Listen, for instance, to the following passage a bit farther on where Adler now switches from the firsthand “you” that speaks for the “forbidden” to the imperative use of “you” by the officials herding the “forbidden” onto the trains:
You’re being given a sign to move, don’t you see it? You have to admit that cross-eyed Herr Nussbaum is certainly on the ball. Everything goes off without a hitch. The assistants sigh deeply, but it’s a sigh of relief, for they have done well. Not a single complaint is heard. The heroes stroll and strut the length of the station platform. You sit down, one on top of another, four to a bench, eight to a compartment, like regular, upstanding citizens. But this is no ski hut, there is no snow. No, they are empty train cars. They are narrow, much more narrow than the huts you should have built, but which have already been finished, thus saving you the work. Everything has been taken care of, for they did not want to strain your silky little hands. Who could possibly complain about such sound accommodations? How could you have even completed the job when you have never learned to work with your hands?

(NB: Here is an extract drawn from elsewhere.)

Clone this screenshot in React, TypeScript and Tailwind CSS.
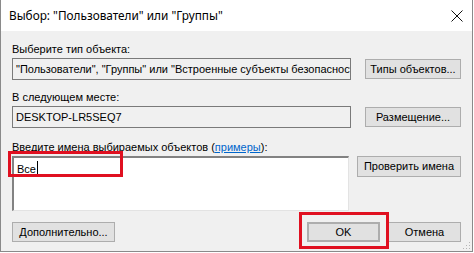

You can’t be trusted with anything, everything must be arranged for you, because you are a lazy bunch that not even lifting a shovel can change. Like little children, everything has to be done for you, though you arrive at the dinner table without uttering the slightest thank-you. Nothing can be expected from you but your stinking smell. Everything you youngsters need has been taken care of for you, we’ve made sure of that. We have sacrificed ourselves for you. If we were a little tougher with you, then you would get all worked up and melt right in the middle of snowy winter. You want snowdrops? We haven’t brought you flowers. It’s too late. The train will depart before we can get some. We’ll send them to you. Yes, everything your heart desires will be sent to you. But you should be off already! Have you forgotten something? That doesn’t matter. Just drop us a line, we’ll take care of everything. You can count on us. Can’t you see it in our faces? Just look in our eyes and you’ll see that we can be trusted! Something could happen to you? Who told you that? It’s just a bunch of stupid chatter! Not a single hair will be disturbed. Such transgressions are not allowed. Now you are traveling to safety, your new home, just like you always wanted. Is the good-bye hard for you? That’s hard for us to believe! No, we can’t believe it! The forbidden at last lies behind you for good, and now eternal freedom is waving you on. There you can do what you want. We wish we had the chance to share your lot, but unfortunately that has been denied us. With us lies the responsibility to worry about your well-being, and then to worry about your brothers who are also awaiting the journey.
Again we find several themes at play here. Mention of the “huts” that the “forbidden” were meant to have built alludes to the Jewish work details who were cruelly sent ahead to construct unwittingly their own future ghetto at Theresienstadt. This is countered by the focus on the train cars, as if the latter were luxury travel accommodations about to take them on a winter ski vacation, rather than the same trains that will later transport the “forbidden” to the east and near-certain death. Adler’s mix of allusions to the past, present, and future taps the ability of montage to link seemingly disparate times and places such that, again as in Kafka, one place is interchangeable with another amid the nightmare of a seemingly inescapable labyrinth. In addition, an almost comic book-like transparency reveals the bitter irony with which Adler designates the commanders as “die Helden,” or “heroes,” while his description of the henchman Herr Nussbaum as “cross-eyed” plays off of the vocabulary of deformity and impurity that the Nazis so frequently cast upon their victims. Most sinister of all, however, is the way in which the voice of command and coercion mixes with a disembodied voice of disdain and mockery, leaving us to sort the two in much the same way that deportees were forced to sort through the lies and promises that duped them into signing over their lives in order to gain what they thought was the safe haven of Theresienstadt.